Unlike other Drosophila species, SWD attacks ripening fruit on the plant, not limited to overripe fruit material. SWD has a large, toothed ovipositor with which it cuts through healthy, intact fruit skin. Each female can lay 7-16 eggs per day, with an adult life span of up to 9 weeks. There are about 13 generations per season. Larvae develop and feed in the fruit tissue, causing a premature softening with tissue breakdown.
Fig. 1. Collection counties for spotted wing drosophila in Virginia, as of October 2014.

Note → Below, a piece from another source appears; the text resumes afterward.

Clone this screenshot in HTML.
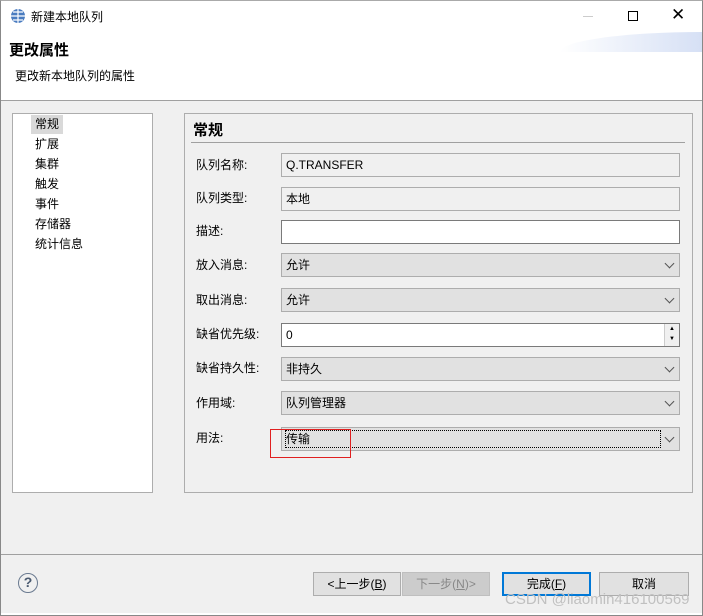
<!DOCTYPE html><html><head><meta charset="utf-8"><style>
*{box-sizing:border-box}
body{margin:0;width:703px;height:616px;overflow:hidden;font-family:"Liberation Sans","Noto Sans CJK SC",sans-serif;font-size:12px;color:#000;background:#fff;position:relative}
.a{position:absolute}
.lbl{position:absolute;left:196px}
.in{position:absolute;left:281px;width:399px;height:24px;border:1px solid #adadad;padding-left:4px;line-height:22px}
.w{background:#fff;border-color:#7a7a7a}
.ro{background:#f0f0f0}
.cb{background:#e1e1e1}
.cb:after{content:"";position:absolute;right:6px;top:6px;width:6px;height:6px;border-right:1px solid #555;border-bottom:1px solid #555;transform:rotate(45deg)}
.btn{position:absolute;top:572px;height:24px;border:1px solid #adadad;background:#e1e1e1;text-align:center;line-height:22px}
</style></head><body>
<div class="a" style="left:0;top:0;width:703px;height:616px;border:1px solid #888;border-top:1px solid #aaa"></div>
<svg class="a" style="left:10px;top:8px" width="16" height="16"><circle cx="8" cy="8" r="7" fill="#4a7cc0"/><path d="M8 1v14M1 8h14M3 4h10M3 12h10" stroke="#fff" stroke-width="1.2"/></svg>
<div class="a" style="left:31px;top:8px">新建本地队列</div>
<div class="a" style="left:583px;top:16px;width:10px;border-top:1px solid #ccc"></div>
<div class="a" style="left:628px;top:11px;width:10px;height:10px;border:1px solid #000"></div>
<div class="a" style="left:671px;top:5px;font-size:17px">✕</div>
<div class="a" style="left:560px;top:32px;width:142px;height:20px;background:linear-gradient(90deg,#fff,#d6e0f5);border-radius:100% 0 0 0/100% 0 0 0"></div>
<div class="a" style="left:9px;top:39px;font-size:15px;font-weight:bold">更改属性</div>
<div class="a" style="left:15px;top:67px">更改新本地队列的属性</div>
<div class="a" style="left:1px;top:100px;width:701px;height:513px;background:#f0f0f0;border-top:1px solid #a0a0a0"></div>
<div class="a" style="left:12px;top:113px;width:141px;height:380px;background:#fff;border:1px solid #adadad"></div>
<div class="a" style="left:31px;top:115px;width:32px;height:19px;background:#d9d9d9"></div>
<div class="a" style="left:35px;top:114px;line-height:20px">常规<br>扩展<br>集群<br>触发<br>事件<br>存储器<br>统计信息</div>
<div class="a" style="left:184px;top:113px;width:509px;height:380px;border:1px solid #adadad"></div>
<div class="a" style="left:193px;top:119px;font-size:15px;font-weight:bold">常规</div>
<div class="a" style="left:191px;top:142px;width:494px;border-top:1px solid #a0a0a0"></div>
<div class="lbl" style="top:156px">队列名称:</div><div class="in ro" style="top:153px">Q.TRANSFER</div>
<div class="lbl" style="top:189px">队列类型:</div><div class="in ro" style="top:187px">本地</div>
<div class="lbl" style="top:222px">描述:</div><div class="in w" style="top:220px"></div>
<div class="lbl" style="top:256px">放入消息:</div><div class="in cb" style="top:253px">允许</div>
<div class="lbl" style="top:291px">取出消息:</div><div class="in cb" style="top:288px">允许</div>
<div class="lbl" style="top:325px">缺省优先级:</div><div class="in w" style="top:323px">0<div class="a" style="right:0;top:0;width:15px;height:22px;background:#f0f0f0;border-left:1px solid #ccc;font-size:6px;line-height:10px;text-align:center">▲<br>▼</div></div>
<div class="lbl" style="top:359px">缺省持久性:</div><div class="in cb" style="top:357px">非持久</div>
<div class="lbl" style="top:394px">作用域:</div><div class="in cb" style="top:391px">队列管理器</div>
<div class="lbl" style="top:429px">用法:</div><div class="in cb" style="top:427px"><div class="a" style="left:3px;top:2px;width:376px;height:18px;border:1px dotted #000"></div>传输</div>
<div class="a" style="left:270px;top:429px;width:81px;height:29px;border:1px solid #e02020"></div>
<div class="a" style="left:1px;top:554px;width:701px;border-top:1px solid #a0a0a0"></div>
<div class="a" style="left:18px;top:573px;width:20px;height:20px;border:1.5px solid #6a7a90;border-radius:50%;text-align:center;line-height:17px;font-size:14px;color:#4a5a70;font-weight:bold">?</div>
<div class="btn" style="left:313px;width:88px">&lt;上一步(<u>B</u>)</div>
<div class="btn" style="left:402px;width:88px;background:#ccc;border-color:#bfbfbf;color:#888">下一步(<u>N</u>)&gt;</div>
<div class="btn" style="left:502px;width:89px;border:2px solid #0078d7;line-height:20px">完成(<u>F</u>)</div>
<div class="btn" style="left:599px;width:90px">取消</div>
<div class="a" style="left:505px;top:591px;font-size:15px;color:#c0c0c0">CSDN @liaomin416100569</div>
</body></html>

Monitoring may be accomplished using apple cider vinegar traps. These may be easily constructed using plastic deli cups with holes made near the top lip. SWD (along with other drosophilid species) are attracted to the ACV, and are collected in the fluid. Since the trap is not specific for SWD, adults must be filtered from the ACV and returned to the lab for identification. Our trapping originally included yeast with the vinegar bait, because it was thought that this might increase attractancy to the adult flies. There was no significant benefit, and the mixture was opaque, making it impossible to see flies, and malodorous. In 2012 we tried three commercially prepared formulations of fruit essence (plum, sweet cherry and tart cherry). While these attracted SWD, they were not as attractive as ACV in our traps. In 2013, we improved collection by more frequent replacing of the fruit essence (using only plum). The most attractive bait was a 60:40 blend of red wine and ACV.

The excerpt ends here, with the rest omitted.